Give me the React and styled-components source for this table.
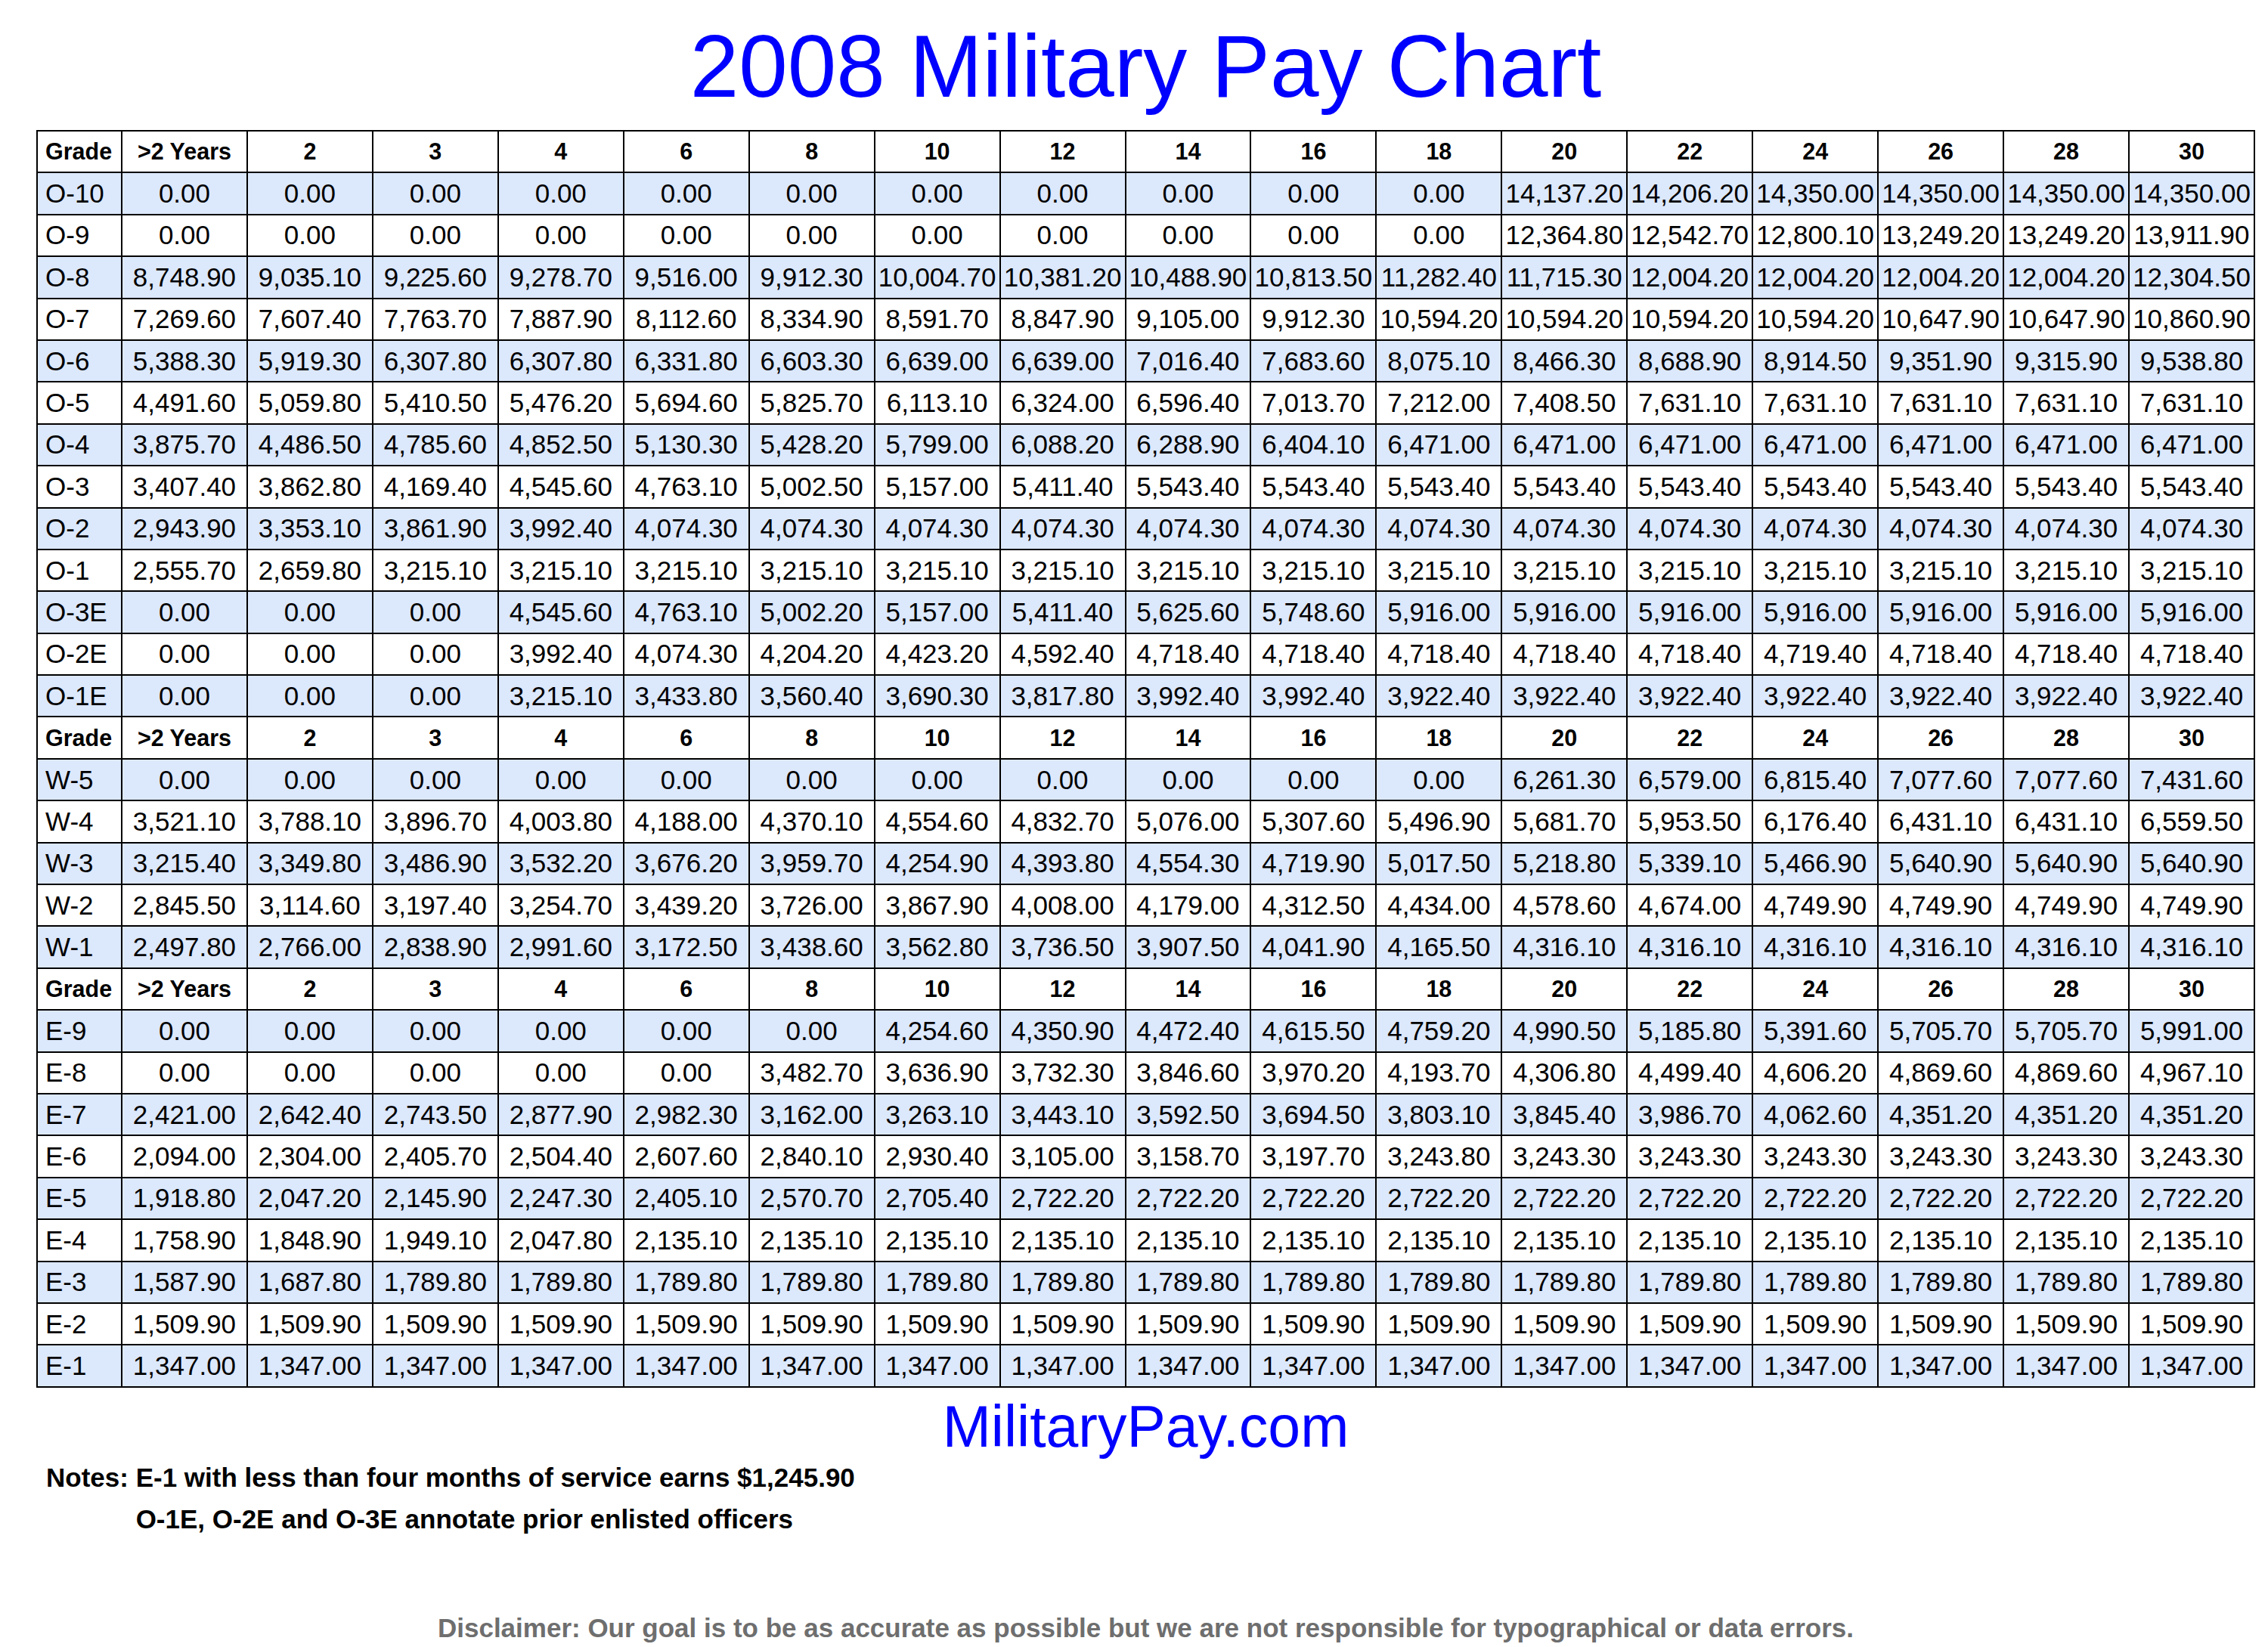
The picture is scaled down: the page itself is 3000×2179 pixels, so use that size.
import React from "react";
import styled, { createGlobalStyle } from "styled-components";

const GlobalStyle = createGlobalStyle`
  html, body {
    margin: 0;
    padding: 0;
    background: #ffffff;
  }
  body {
    font-family: "Liberation Sans", Arial, Helvetica, sans-serif;
    color: #000;
  }
`;

const Page = styled.div`
  width: 2935px;
  padding: 22px 0 0 48px;
  display: flex;
  flex-direction: column;
`;

const Title = styled.h1`
  margin: 0 0 17px;
  font-size: 116px;
  line-height: 133px;
  font-weight: 400;
  color: #0000ff;
  text-align: center;
`;

const ChartTable = styled.table`
  width: 2935px;
  table-layout: fixed;
  border-collapse: collapse;
  border: 2px solid #000;
`;

const Row = styled.tr`
  height: 55.4px;
  background: ${(p) => (p.$shaded ? "#dce8fc" : "#ffffff")};
`;

const Cell = styled.td`
  border: 2px solid #000;
  padding: 0;
  white-space: nowrap;
  overflow: hidden;
  vertical-align: middle;
`;

const HeaderCell = styled(Cell)`
  font-size: 30.5px;
  font-weight: 700;
  text-align: ${(p) => (p.$left ? "left" : "center")};
  padding-left: ${(p) => (p.$left ? "10px" : "0")};
`;

const GradeCell = styled(Cell)`
  font-size: 35px;
  text-align: left;
  padding-left: 10px;
`;

const ValueCell = styled(Cell)`
  font-size: 35px;
  text-align: center;
`;

const Site = styled.div`
  margin-top: 11px;
  font-size: 77px;
  line-height: 80px;
  color: #0000ff;
  text-align: center;
`;

const Notes = styled.div`
  display: grid;
  grid-template-columns: max-content max-content;
  padding-left: 13px;
  font-size: 35px;
  font-weight: 700;
  line-height: 55px;
`;

const NoteLabel = styled.span`
  grid-row: span 2;
  white-space: pre;
`;

const NoteText = styled.span`
  white-space: nowrap;
`;

const Disclaimer = styled.div`
  margin-top: 97px;
  font-size: 35px;
  font-weight: 700;
  line-height: 40px;
  color: #6e6e6e;
  text-align: center;
`;

const YEARS = [">2 Years", "2", "3", "4", "6", "8", "10", "12", "14", "16", "18", "20", "22", "24", "26", "28", "30"];

const rep = (v, n) => Array(n).fill(v);
const Z = "0.00";

const SECTIONS = [
  [
    ["O-10", [...rep(Z, 11), "14,137.20", "14,206.20", "14,350.00", "14,350.00", "14,350.00", "14,350.00"]],
    ["O-9", [...rep(Z, 11), "12,364.80", "12,542.70", "12,800.10", "13,249.20", "13,249.20", "13,911.90"]],
    ["O-8", ["8,748.90", "9,035.10", "9,225.60", "9,278.70", "9,516.00", "9,912.30", "10,004.70", "10,381.20", "10,488.90", "10,813.50", "11,282.40", "11,715.30", "12,004.20", "12,004.20", "12,004.20", "12,004.20", "12,304.50"]],
    ["O-7", ["7,269.60", "7,607.40", "7,763.70", "7,887.90", "8,112.60", "8,334.90", "8,591.70", "8,847.90", "9,105.00", "9,912.30", "10,594.20", "10,594.20", "10,594.20", "10,594.20", "10,647.90", "10,647.90", "10,860.90"]],
    ["O-6", ["5,388.30", "5,919.30", "6,307.80", "6,307.80", "6,331.80", "6,603.30", "6,639.00", "6,639.00", "7,016.40", "7,683.60", "8,075.10", "8,466.30", "8,688.90", "8,914.50", "9,351.90", "9,315.90", "9,538.80"]],
    ["O-5", ["4,491.60", "5,059.80", "5,410.50", "5,476.20", "5,694.60", "5,825.70", "6,113.10", "6,324.00", "6,596.40", "7,013.70", "7,212.00", "7,408.50", ...rep("7,631.10", 5)]],
    ["O-4", ["3,875.70", "4,486.50", "4,785.60", "4,852.50", "5,130.30", "5,428.20", "5,799.00", "6,088.20", "6,288.90", "6,404.10", ...rep("6,471.00", 7)]],
    ["O-3", ["3,407.40", "3,862.80", "4,169.40", "4,545.60", "4,763.10", "5,002.50", "5,157.00", "5,411.40", ...rep("5,543.40", 9)]],
    ["O-2", ["2,943.90", "3,353.10", "3,861.90", "3,992.40", ...rep("4,074.30", 13)]],
    ["O-1", ["2,555.70", "2,659.80", ...rep("3,215.10", 15)]],
    ["O-3E", [...rep(Z, 3), "4,545.60", "4,763.10", "5,002.20", "5,157.00", "5,411.40", "5,625.60", "5,748.60", ...rep("5,916.00", 7)]],
    ["O-2E", [...rep(Z, 3), "3,992.40", "4,074.30", "4,204.20", "4,423.20", "4,592.40", ...rep("4,718.40", 5), "4,719.40", ...rep("4,718.40", 3)]],
    ["O-1E", [...rep(Z, 3), "3,215.10", "3,433.80", "3,560.40", "3,690.30", "3,817.80", "3,992.40", "3,992.40", ...rep("3,922.40", 7)]],
  ],
  [
    ["W-5", [...rep(Z, 11), "6,261.30", "6,579.00", "6,815.40", "7,077.60", "7,077.60", "7,431.60"]],
    ["W-4", ["3,521.10", "3,788.10", "3,896.70", "4,003.80", "4,188.00", "4,370.10", "4,554.60", "4,832.70", "5,076.00", "5,307.60", "5,496.90", "5,681.70", "5,953.50", "6,176.40", "6,431.10", "6,431.10", "6,559.50"]],
    ["W-3", ["3,215.40", "3,349.80", "3,486.90", "3,532.20", "3,676.20", "3,959.70", "4,254.90", "4,393.80", "4,554.30", "4,719.90", "5,017.50", "5,218.80", "5,339.10", "5,466.90", "5,640.90", "5,640.90", "5,640.90"]],
    ["W-2", ["2,845.50", "3,114.60", "3,197.40", "3,254.70", "3,439.20", "3,726.00", "3,867.90", "4,008.00", "4,179.00", "4,312.50", "4,434.00", "4,578.60", "4,674.00", ...rep("4,749.90", 4)]],
    ["W-1", ["2,497.80", "2,766.00", "2,838.90", "2,991.60", "3,172.50", "3,438.60", "3,562.80", "3,736.50", "3,907.50", "4,041.90", "4,165.50", ...rep("4,316.10", 6)]],
  ],
  [
    ["E-9", [...rep(Z, 6), "4,254.60", "4,350.90", "4,472.40", "4,615.50", "4,759.20", "4,990.50", "5,185.80", "5,391.60", "5,705.70", "5,705.70", "5,991.00"]],
    ["E-8", [...rep(Z, 5), "3,482.70", "3,636.90", "3,732.30", "3,846.60", "3,970.20", "4,193.70", "4,306.80", "4,499.40", "4,606.20", "4,869.60", "4,869.60", "4,967.10"]],
    ["E-7", ["2,421.00", "2,642.40", "2,743.50", "2,877.90", "2,982.30", "3,162.00", "3,263.10", "3,443.10", "3,592.50", "3,694.50", "3,803.10", "3,845.40", "3,986.70", "4,062.60", ...rep("4,351.20", 3)]],
    ["E-6", ["2,094.00", "2,304.00", "2,405.70", "2,504.40", "2,607.60", "2,840.10", "2,930.40", "3,105.00", "3,158.70", "3,197.70", "3,243.80", ...rep("3,243.30", 6)]],
    ["E-5", ["1,918.80", "2,047.20", "2,145.90", "2,247.30", "2,405.10", "2,570.70", "2,705.40", ...rep("2,722.20", 10)]],
    ["E-4", ["1,758.90", "1,848.90", "1,949.10", "2,047.80", ...rep("2,135.10", 13)]],
    ["E-3", ["1,587.90", "1,687.80", ...rep("1,789.80", 15)]],
    ["E-2", rep("1,509.90", 17)],
    ["E-1", rep("1,347.00", 17)],
  ],
];

function HeaderRow() {
  return (
    <Row>
      <HeaderCell $left>Grade</HeaderCell>
      {YEARS.map((y) => (
        <HeaderCell key={y}>{y}</HeaderCell>
      ))}
    </Row>
  );
}

export default function App() {
  return (
    <>
      <GlobalStyle />
      <Page>
        <Title>2008 Military Pay Chart</Title>
        <ChartTable>
          <colgroup>
            <col style={{ width: "112px" }} />
            {YEARS.map((y) => (
              <col key={y} />
            ))}
          </colgroup>
          <tbody>
            {SECTIONS.map((section, si) => (
              <React.Fragment key={si}>
                <HeaderRow />
                {section.map(([grade, values], ri) => (
                  <Row key={grade} $shaded={ri % 2 === 0}>
                    <GradeCell>{grade}</GradeCell>
                    {values.map((v, i) => (
                      <ValueCell key={i}>{v}</ValueCell>
                    ))}
                  </Row>
                ))}
              </React.Fragment>
            ))}
          </tbody>
        </ChartTable>
        <Site>MilitaryPay.com</Site>
        <Notes>
          <NoteLabel>Notes: </NoteLabel>
          <NoteText>E-1 with less than four months of service earns $1,245.90</NoteText>
          <NoteText>O-1E, O-2E and O-3E annotate prior enlisted officers</NoteText>
        </Notes>
        <Disclaimer>
          Disclaimer: Our goal is to be as accurate as possible but we are not responsible for typographical or data errors.
        </Disclaimer>
      </Page>
    </>
  );
}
================================
» Set exercise:
State how many lines above include the word "React", and nothing more.

» Exercise response:
4